Next to business cards post cards can be money well spent it just depends on how you use them.
Spending hundreds on bulk mailings in mailers or on post cards can be great for the large companies that are building and maintaining name recognition, but for the little guy this kind of marketing expenditure can be out of reach.
But don’t give up on post cards yet. One thing they are great for is repeat customer business and to build customer loyalty.
Say you have a customer that gives you a referral, but you do not have a referral business card program in place like I spoke of yesterday. You can use a post card as a thank you for sending you business and list an offer on it as your thank you, such as $20 off your next visit or for a free added service. You would be surprised to know most people like to see a concrete figure instead of a percentage, even when the percentage off may have been greater in the long run. For example you offer $20 off of your next service instead of 10% off, which they perceive as less value, and their next service call costs $300. You have saved $10 but they are happy they got the $20 off. Also discounting lowers the percieved value of your work. That is why the free added service offer works best.

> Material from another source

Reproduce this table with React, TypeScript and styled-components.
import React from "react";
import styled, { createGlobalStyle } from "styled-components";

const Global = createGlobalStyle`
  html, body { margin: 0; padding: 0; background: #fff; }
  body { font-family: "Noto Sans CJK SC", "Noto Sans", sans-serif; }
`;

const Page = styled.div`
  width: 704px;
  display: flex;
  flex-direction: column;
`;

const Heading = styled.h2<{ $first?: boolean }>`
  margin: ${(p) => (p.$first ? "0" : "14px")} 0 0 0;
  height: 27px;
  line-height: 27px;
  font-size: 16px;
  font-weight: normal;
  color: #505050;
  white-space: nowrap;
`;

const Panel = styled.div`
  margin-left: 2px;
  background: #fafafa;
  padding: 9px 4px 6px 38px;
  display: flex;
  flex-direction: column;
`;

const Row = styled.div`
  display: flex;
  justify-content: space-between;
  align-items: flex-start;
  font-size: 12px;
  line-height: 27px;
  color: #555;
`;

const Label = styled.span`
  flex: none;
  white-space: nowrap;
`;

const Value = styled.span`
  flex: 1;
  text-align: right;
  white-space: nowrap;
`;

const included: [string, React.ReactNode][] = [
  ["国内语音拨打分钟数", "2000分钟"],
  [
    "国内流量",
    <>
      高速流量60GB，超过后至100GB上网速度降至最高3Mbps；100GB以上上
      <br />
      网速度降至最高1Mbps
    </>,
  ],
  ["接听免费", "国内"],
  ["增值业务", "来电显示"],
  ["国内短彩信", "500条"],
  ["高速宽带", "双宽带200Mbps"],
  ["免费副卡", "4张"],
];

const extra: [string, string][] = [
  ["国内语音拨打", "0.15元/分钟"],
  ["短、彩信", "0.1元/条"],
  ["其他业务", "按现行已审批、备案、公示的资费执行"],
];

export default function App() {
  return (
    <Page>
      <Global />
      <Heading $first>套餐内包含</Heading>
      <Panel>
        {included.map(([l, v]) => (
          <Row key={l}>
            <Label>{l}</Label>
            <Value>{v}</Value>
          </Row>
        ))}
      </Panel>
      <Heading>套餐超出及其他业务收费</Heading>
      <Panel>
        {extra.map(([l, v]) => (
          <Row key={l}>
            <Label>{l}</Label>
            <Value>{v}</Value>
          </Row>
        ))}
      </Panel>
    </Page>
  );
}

Post cards are also great for recouping lost business. Say you see April that a loyal customer that calls every year in March has not called you yet. First send a kindly reminder card that their service is due, it may have just slipped their mind or they have been busy and have been meaning to call you. Remind them your days fill up fast this time of year and to call now for the best times, they need a reason to call you. Then if in a few weeks still no call, you may want to extend an incentive offer to them. Always make a definite offer with a definite dead line. Like you have an opening during such an such week and can do it for X amount but only if they call by a certain date. Also never have an offer cost more than 10 or so percentage of what you are making for the job depending on your expenses and mark up rate. You are trying to get back business you've lost not give it away just to have a job to do.
One more important thing is for your card to have your customers name on it. Do not use the standard Dear loyal customer. Your customer needs to feel like they are important to you not just a number. That salutation may be fine for a general card you are sending to all of your customers to make an announcement but not when you are trying to win back a customer, and hand signed is best.